Return the whole listing, line for line, without the pictures in it.
— start of SUPPLIED INFORMATION —
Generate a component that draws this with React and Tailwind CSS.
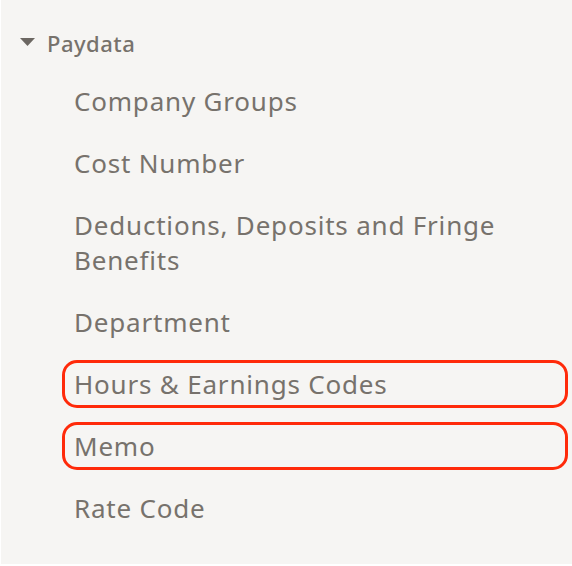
import React from "react";

const items = [
  { label: "Company Groups" },
  { label: "Cost Number" },
  { label: "Deductions, Deposits and Fringe Benefits" },
  { label: "Department" },
  { label: "Hours & Earnings Codes", marked: true },
  { label: "Memo", marked: true },
  { label: "Rate Code" },
];

const App = () => {
  return (
    <div
      className="w-[572px] h-[566px] bg-[#f6f5f3] border-l border-b-2 border-white text-[#77726c] overflow-hidden"
      style={{ fontFamily: "'Noto Sans', sans-serif" }}
    >
      <div className="flex items-center pl-[19px] pt-[28px] h-[58px]">
        <svg width="15" height="8" viewBox="0 0 15 8" className="mr-[12px] mt-[-2px]">
          <path d="M0 0 H15 L7.5 8 Z" fill="#6c6762" />
        </svg>
        <span className="text-[22px] font-medium leading-[28px] tracking-[0.5px]">Paydata</span>
      </div>

      <ul className="ml-[61px] w-[506px] mt-[19px] flex flex-col gap-[14px]">
        {items.map((item) => (
          <li
            key={item.label}
            className={`border-[3px] rounded-[15px] pl-[9px] pr-2 py-[3.5px] text-[26px] leading-[35px] tracking-[0.8px] ${
              item.marked ? "border-[#ff2a0a]" : "border-transparent"
            }`}
          >
            {item.label}
          </li>
        ))}
      </ul>
    </div>
  );
};

export default App;
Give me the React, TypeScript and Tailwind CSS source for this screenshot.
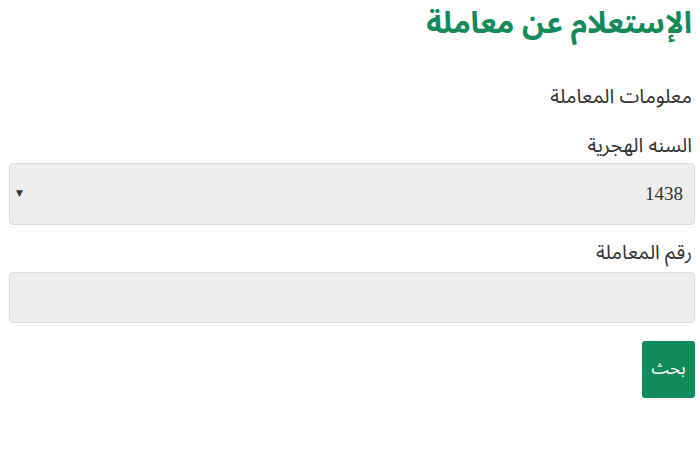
import React from "react";

export default function App() {
  return (
    <div dir="rtl" className="w-[700px] h-[450px] bg-white pl-[9px] pr-[5px] pt-[2px]" style={{ fontFamily: '"Noto Sans Arabic", "DejaVu Sans", sans-serif' }}>
      <h1 className="text-[30px] leading-[44px] font-bold text-[#138a5a] pr-[3px]">الإستعلام عن معاملة</h1>
      <div className="mt-[38px] text-[20px] leading-[26px] text-[#333333] pr-[3px]">معلومات المعاملة</div>
      <div className="mt-[23px] text-[20px] leading-[26px] text-[#333333] pr-[3px]">السنه الهجرية</div>
      <div className="mt-[4px] h-[62px] rounded-[4px] border border-[#dddddd] bg-[#eeeeee] flex items-center justify-between pr-[11px] pl-[6px]">
        <span className="text-[19px] text-[#333333]" style={{ fontFamily: '"Liberation Serif", serif' }}>1438</span>
        <span className="text-[9px] text-[#333333]">▼</span>
      </div>
      <div className="mt-[15px] text-[20px] leading-[26px] text-[#333333] pr-[3px]">رقم المعاملة</div>
      <div className="mt-[6px] h-[51px] rounded-[4px] border border-[#dddddd] bg-[#eeeeee]"></div>
      <div className="mt-[18px] flex">
        <button className="w-[53px] h-[57px] rounded-[3px] bg-[#138a5c] text-white text-[17px]">بحث</button>
      </div>
    </div>
  );
}
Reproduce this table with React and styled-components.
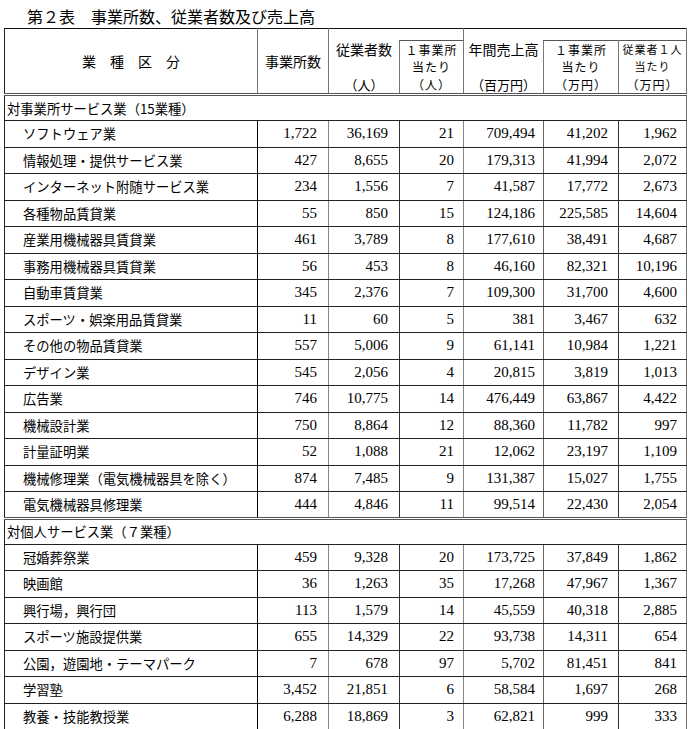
— end of SUPPLIED INFORMATION —
[RESULT OF THE EXERCISE]:
Generate a component that draws this with React and Tailwind CSS.
import React from "react";

const items = [
  { label: "Company Groups" },
  { label: "Cost Number" },
  { label: "Deductions, Deposits and Fringe Benefits" },
  { label: "Department" },
  { label: "Hours & Earnings Codes", marked: true },
  { label: "Memo", marked: true },
  { label: "Rate Code" },
];

const App = () => {
  return (
    <div
      className="w-[572px] h-[566px] bg-[#f6f5f3] border-l border-b-2 border-white text-[#77726c] overflow-hidden"
      style={{ fontFamily: "'Noto Sans', sans-serif" }}
    >
      <div className="flex items-center pl-[19px] pt-[28px] h-[58px]">
        <svg width="15" height="8" viewBox="0 0 15 8" className="mr-[12px] mt-[-2px]">
          <path d="M0 0 H15 L7.5 8 Z" fill="#6c6762" />
        </svg>
        <span className="text-[22px] font-medium leading-[28px] tracking-[0.5px]">Paydata</span>
      </div>

      <ul className="ml-[61px] w-[506px] mt-[19px] flex flex-col gap-[14px]">
        {items.map((item) => (
          <li
            key={item.label}
            className={`border-[3px] rounded-[15px] pl-[9px] pr-2 py-[3.5px] text-[26px] leading-[35px] tracking-[0.8px] ${
              item.marked ? "border-[#ff2a0a]" : "border-transparent"
            }`}
          >
            {item.label}
          </li>
        ))}
      </ul>
    </div>
  );
};

export default App;
Give me the React, TypeScript and Tailwind CSS source for this screenshot.
import React from "react";

export default function App() {
  return (
    <div dir="rtl" className="w-[700px] h-[450px] bg-white pl-[9px] pr-[5px] pt-[2px]" style={{ fontFamily: '"Noto Sans Arabic", "DejaVu Sans", sans-serif' }}>
      <h1 className="text-[30px] leading-[44px] font-bold text-[#138a5a] pr-[3px]">الإستعلام عن معاملة</h1>
      <div className="mt-[38px] text-[20px] leading-[26px] text-[#333333] pr-[3px]">معلومات المعاملة</div>
      <div className="mt-[23px] text-[20px] leading-[26px] text-[#333333] pr-[3px]">السنه الهجرية</div>
      <div className="mt-[4px] h-[62px] rounded-[4px] border border-[#dddddd] bg-[#eeeeee] flex items-center justify-between pr-[11px] pl-[6px]">
        <span className="text-[19px] text-[#333333]" style={{ fontFamily: '"Liberation Serif", serif' }}>1438</span>
        <span className="text-[9px] text-[#333333]">▼</span>
      </div>
      <div className="mt-[15px] text-[20px] leading-[26px] text-[#333333] pr-[3px]">رقم المعاملة</div>
      <div className="mt-[6px] h-[51px] rounded-[4px] border border-[#dddddd] bg-[#eeeeee]"></div>
      <div className="mt-[18px] flex">
        <button className="w-[53px] h-[57px] rounded-[3px] bg-[#138a5c] text-white text-[17px]">بحث</button>
      </div>
    </div>
  );
}
Reproduce this table with React and styled-components.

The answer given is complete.